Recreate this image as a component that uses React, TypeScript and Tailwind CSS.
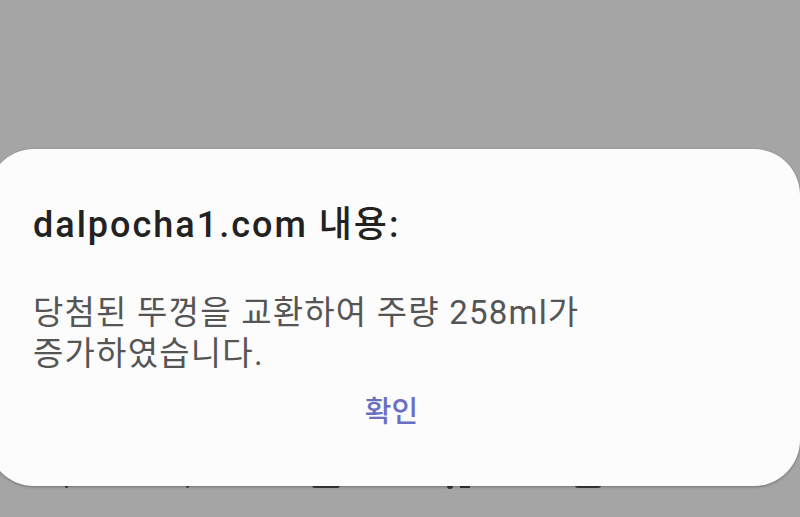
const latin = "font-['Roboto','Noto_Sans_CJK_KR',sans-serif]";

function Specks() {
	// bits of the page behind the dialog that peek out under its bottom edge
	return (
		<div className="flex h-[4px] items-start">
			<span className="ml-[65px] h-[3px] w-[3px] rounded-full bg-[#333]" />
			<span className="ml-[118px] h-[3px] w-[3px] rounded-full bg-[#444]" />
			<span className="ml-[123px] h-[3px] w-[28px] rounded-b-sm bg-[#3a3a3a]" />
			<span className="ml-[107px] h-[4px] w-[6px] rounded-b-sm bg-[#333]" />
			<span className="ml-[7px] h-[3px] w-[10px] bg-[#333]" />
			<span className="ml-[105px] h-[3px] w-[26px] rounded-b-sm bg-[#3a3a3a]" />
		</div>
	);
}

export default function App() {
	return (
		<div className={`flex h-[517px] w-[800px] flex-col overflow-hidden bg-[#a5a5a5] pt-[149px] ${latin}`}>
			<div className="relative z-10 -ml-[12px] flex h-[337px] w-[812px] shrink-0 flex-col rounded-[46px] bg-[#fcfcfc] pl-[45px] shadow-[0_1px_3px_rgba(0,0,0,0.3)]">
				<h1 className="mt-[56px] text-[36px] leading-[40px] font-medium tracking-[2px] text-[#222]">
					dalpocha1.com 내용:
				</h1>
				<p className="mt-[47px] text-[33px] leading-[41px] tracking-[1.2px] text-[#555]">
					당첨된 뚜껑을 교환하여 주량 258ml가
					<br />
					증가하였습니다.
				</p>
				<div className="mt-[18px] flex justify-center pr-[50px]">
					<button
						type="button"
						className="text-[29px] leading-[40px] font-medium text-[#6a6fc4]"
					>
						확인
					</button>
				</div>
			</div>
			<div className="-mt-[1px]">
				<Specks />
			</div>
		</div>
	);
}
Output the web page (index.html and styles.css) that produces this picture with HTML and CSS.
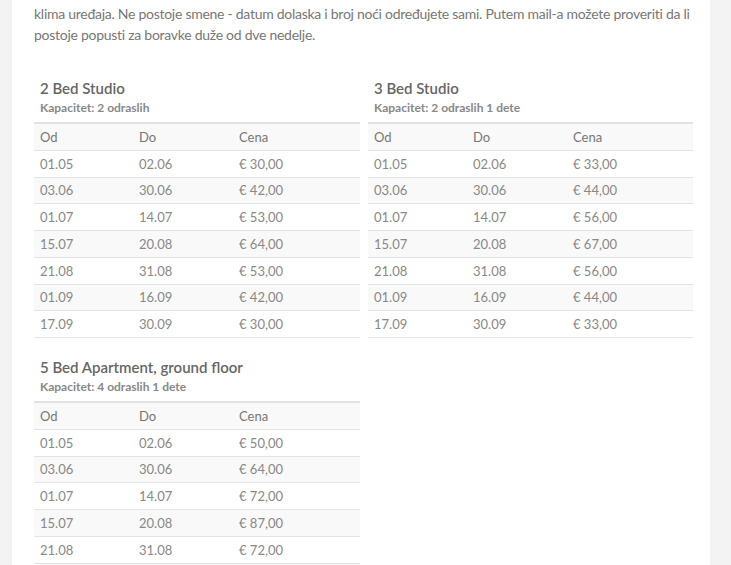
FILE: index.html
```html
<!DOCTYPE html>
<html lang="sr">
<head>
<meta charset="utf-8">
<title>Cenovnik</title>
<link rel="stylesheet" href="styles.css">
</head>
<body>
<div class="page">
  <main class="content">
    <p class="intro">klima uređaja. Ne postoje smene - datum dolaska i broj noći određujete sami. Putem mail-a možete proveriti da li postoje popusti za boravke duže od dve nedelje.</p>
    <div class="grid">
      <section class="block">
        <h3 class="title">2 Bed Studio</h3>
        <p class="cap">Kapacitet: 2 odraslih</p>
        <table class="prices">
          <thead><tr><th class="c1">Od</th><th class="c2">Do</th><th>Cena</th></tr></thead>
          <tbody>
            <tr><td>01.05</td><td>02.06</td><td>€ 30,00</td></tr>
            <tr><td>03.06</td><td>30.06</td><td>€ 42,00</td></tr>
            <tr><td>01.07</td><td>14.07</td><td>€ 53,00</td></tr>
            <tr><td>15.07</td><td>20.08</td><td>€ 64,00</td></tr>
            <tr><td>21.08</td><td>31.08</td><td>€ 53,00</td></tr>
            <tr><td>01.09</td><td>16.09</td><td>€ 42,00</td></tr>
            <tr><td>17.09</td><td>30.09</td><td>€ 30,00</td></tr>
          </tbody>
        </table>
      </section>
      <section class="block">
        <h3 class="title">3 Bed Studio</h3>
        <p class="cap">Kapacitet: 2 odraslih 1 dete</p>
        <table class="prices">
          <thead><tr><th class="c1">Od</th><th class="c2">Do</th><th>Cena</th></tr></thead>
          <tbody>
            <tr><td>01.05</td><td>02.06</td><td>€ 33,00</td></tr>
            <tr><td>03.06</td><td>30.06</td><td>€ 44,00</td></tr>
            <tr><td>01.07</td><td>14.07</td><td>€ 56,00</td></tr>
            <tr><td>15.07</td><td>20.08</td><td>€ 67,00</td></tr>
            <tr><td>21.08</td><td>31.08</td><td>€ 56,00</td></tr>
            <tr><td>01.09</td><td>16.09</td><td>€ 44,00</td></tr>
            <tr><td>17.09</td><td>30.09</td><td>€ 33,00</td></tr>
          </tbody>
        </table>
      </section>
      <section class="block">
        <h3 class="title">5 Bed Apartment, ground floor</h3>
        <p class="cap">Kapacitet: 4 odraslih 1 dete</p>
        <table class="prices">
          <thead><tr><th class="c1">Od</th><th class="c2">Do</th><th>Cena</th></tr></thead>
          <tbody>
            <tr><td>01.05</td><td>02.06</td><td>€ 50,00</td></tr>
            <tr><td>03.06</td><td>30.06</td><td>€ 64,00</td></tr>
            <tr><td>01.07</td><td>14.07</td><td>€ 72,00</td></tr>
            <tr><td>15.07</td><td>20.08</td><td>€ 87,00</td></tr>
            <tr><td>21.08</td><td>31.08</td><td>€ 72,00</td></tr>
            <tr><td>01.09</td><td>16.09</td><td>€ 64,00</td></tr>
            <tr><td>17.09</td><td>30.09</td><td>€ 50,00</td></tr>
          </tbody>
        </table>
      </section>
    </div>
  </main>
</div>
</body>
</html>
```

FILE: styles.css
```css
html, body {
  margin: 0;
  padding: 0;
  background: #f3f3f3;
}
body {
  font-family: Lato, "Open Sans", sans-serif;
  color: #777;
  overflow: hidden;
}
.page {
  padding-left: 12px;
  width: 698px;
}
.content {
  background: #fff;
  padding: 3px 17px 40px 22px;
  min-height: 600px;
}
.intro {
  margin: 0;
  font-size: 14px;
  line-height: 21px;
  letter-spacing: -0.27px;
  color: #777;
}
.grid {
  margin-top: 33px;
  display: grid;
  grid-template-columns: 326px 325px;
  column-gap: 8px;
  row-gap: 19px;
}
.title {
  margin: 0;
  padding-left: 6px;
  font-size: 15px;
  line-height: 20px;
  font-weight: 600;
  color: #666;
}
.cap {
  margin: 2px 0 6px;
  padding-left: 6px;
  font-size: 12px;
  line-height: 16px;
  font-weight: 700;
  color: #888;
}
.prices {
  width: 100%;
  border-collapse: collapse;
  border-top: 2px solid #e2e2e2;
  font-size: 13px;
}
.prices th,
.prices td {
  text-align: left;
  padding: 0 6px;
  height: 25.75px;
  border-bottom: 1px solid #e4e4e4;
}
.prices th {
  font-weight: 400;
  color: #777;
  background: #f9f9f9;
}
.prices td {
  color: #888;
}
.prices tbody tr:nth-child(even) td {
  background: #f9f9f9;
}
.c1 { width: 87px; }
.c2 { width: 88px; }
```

++++++++

Problem to work on:
Every record gets retyped exactly; no picture goes into the copy.

Task solution:
Recreate this image as a component that uses React, TypeScript and Tailwind CSS.
const latin = "font-['Roboto','Noto_Sans_CJK_KR',sans-serif]";

function Specks() {
	// bits of the page behind the dialog that peek out under its bottom edge
	return (
		<div className="flex h-[4px] items-start">
			<span className="ml-[65px] h-[3px] w-[3px] rounded-full bg-[#333]" />
			<span className="ml-[118px] h-[3px] w-[3px] rounded-full bg-[#444]" />
			<span className="ml-[123px] h-[3px] w-[28px] rounded-b-sm bg-[#3a3a3a]" />
			<span className="ml-[107px] h-[4px] w-[6px] rounded-b-sm bg-[#333]" />
			<span className="ml-[7px] h-[3px] w-[10px] bg-[#333]" />
			<span className="ml-[105px] h-[3px] w-[26px] rounded-b-sm bg-[#3a3a3a]" />
		</div>
	);
}

export default function App() {
	return (
		<div className={`flex h-[517px] w-[800px] flex-col overflow-hidden bg-[#a5a5a5] pt-[149px] ${latin}`}>
			<div className="relative z-10 -ml-[12px] flex h-[337px] w-[812px] shrink-0 flex-col rounded-[46px] bg-[#fcfcfc] pl-[45px] shadow-[0_1px_3px_rgba(0,0,0,0.3)]">
				<h1 className="mt-[56px] text-[36px] leading-[40px] font-medium tracking-[2px] text-[#222]">
					dalpocha1.com 내용:
				</h1>
				<p className="mt-[47px] text-[33px] leading-[41px] tracking-[1.2px] text-[#555]">
					당첨된 뚜껑을 교환하여 주량 258ml가
					<br />
					증가하였습니다.
				</p>
				<div className="mt-[18px] flex justify-center pr-[50px]">
					<button
						type="button"
						className="text-[29px] leading-[40px] font-medium text-[#6a6fc4]"
					>
						확인
					</button>
				</div>
			</div>
			<div className="-mt-[1px]">
				<Specks />
			</div>
		</div>
	);
}
Output the web page (index.html and styles.css) that produces this picture with HTML and CSS.
FILE: index.html
```html
<!DOCTYPE html>
<html lang="sr">
<head>
<meta charset="utf-8">
<title>Cenovnik</title>
<link rel="stylesheet" href="styles.css">
</head>
<body>
<div class="page">
  <main class="content">
    <p class="intro">klima uređaja. Ne postoje smene - datum dolaska i broj noći određujete sami. Putem mail-a možete proveriti da li postoje popusti za boravke duže od dve nedelje.</p>
    <div class="grid">
      <section class="block">
        <h3 class="title">2 Bed Studio</h3>
        <p class="cap">Kapacitet: 2 odraslih</p>
        <table class="prices">
          <thead><tr><th class="c1">Od</th><th class="c2">Do</th><th>Cena</th></tr></thead>
          <tbody>
            <tr><td>01.05</td><td>02.06</td><td>€ 30,00</td></tr>
            <tr><td>03.06</td><td>30.06</td><td>€ 42,00</td></tr>
            <tr><td>01.07</td><td>14.07</td><td>€ 53,00</td></tr>
            <tr><td>15.07</td><td>20.08</td><td>€ 64,00</td></tr>
            <tr><td>21.08</td><td>31.08</td><td>€ 53,00</td></tr>
            <tr><td>01.09</td><td>16.09</td><td>€ 42,00</td></tr>
            <tr><td>17.09</td><td>30.09</td><td>€ 30,00</td></tr>
          </tbody>
        </table>
      </section>
      <section class="block">
        <h3 class="title">3 Bed Studio</h3>
        <p class="cap">Kapacitet: 2 odraslih 1 dete</p>
        <table class="prices">
          <thead><tr><th class="c1">Od</th><th class="c2">Do</th><th>Cena</th></tr></thead>
          <tbody>
            <tr><td>01.05</td><td>02.06</td><td>€ 33,00</td></tr>
            <tr><td>03.06</td><td>30.06</td><td>€ 44,00</td></tr>
            <tr><td>01.07</td><td>14.07</td><td>€ 56,00</td></tr>
            <tr><td>15.07</td><td>20.08</td><td>€ 67,00</td></tr>
            <tr><td>21.08</td><td>31.08</td><td>€ 56,00</td></tr>
            <tr><td>01.09</td><td>16.09</td><td>€ 44,00</td></tr>
            <tr><td>17.09</td><td>30.09</td><td>€ 33,00</td></tr>
          </tbody>
        </table>
      </section>
      <section class="block">
        <h3 class="title">5 Bed Apartment, ground floor</h3>
        <p class="cap">Kapacitet: 4 odraslih 1 dete</p>
        <table class="prices">
          <thead><tr><th class="c1">Od</th><th class="c2">Do</th><th>Cena</th></tr></thead>
          <tbody>
            <tr><td>01.05</td><td>02.06</td><td>€ 50,00</td></tr>
            <tr><td>03.06</td><td>30.06</td><td>€ 64,00</td></tr>
            <tr><td>01.07</td><td>14.07</td><td>€ 72,00</td></tr>
            <tr><td>15.07</td><td>20.08</td><td>€ 87,00</td></tr>
            <tr><td>21.08</td><td>31.08</td><td>€ 72,00</td></tr>
            <tr><td>01.09</td><td>16.09</td><td>€ 64,00</td></tr>
            <tr><td>17.09</td><td>30.09</td><td>€ 50,00</td></tr>
          </tbody>
        </table>
      </section>
    </div>
  </main>
</div>
</body>
</html>
```

FILE: styles.css
```css
html, body {
  margin: 0;
  padding: 0;
  background: #f3f3f3;
}
body {
  font-family: Lato, "Open Sans", sans-serif;
  color: #777;
  overflow: hidden;
}
.page {
  padding-left: 12px;
  width: 698px;
}
.content {
  background: #fff;
  padding: 3px 17px 40px 22px;
  min-height: 600px;
}
.intro {
  margin: 0;
  font-size: 14px;
  line-height: 21px;
  letter-spacing: -0.27px;
  color: #777;
}
.grid {
  margin-top: 33px;
  display: grid;
  grid-template-columns: 326px 325px;
  column-gap: 8px;
  row-gap: 19px;
}
.title {
  margin: 0;
  padding-left: 6px;
  font-size: 15px;
  line-height: 20px;
  font-weight: 600;
  color: #666;
}
.cap {
  margin: 2px 0 6px;
  padding-left: 6px;
  font-size: 12px;
  line-height: 16px;
  font-weight: 700;
  color: #888;
}
.prices {
  width: 100%;
  border-collapse: collapse;
  border-top: 2px solid #e2e2e2;
  font-size: 13px;
}
.prices th,
.prices td {
  text-align: left;
  padding: 0 6px;
  height: 25.75px;
  border-bottom: 1px solid #e4e4e4;
}
.prices th {
  font-weight: 400;
  color: #777;
  background: #f9f9f9;
}
.prices td {
  color: #888;
}
.prices tbody tr:nth-child(even) td {
  background: #f9f9f9;
}
.c1 { width: 87px; }
.c2 { width: 88px; }
```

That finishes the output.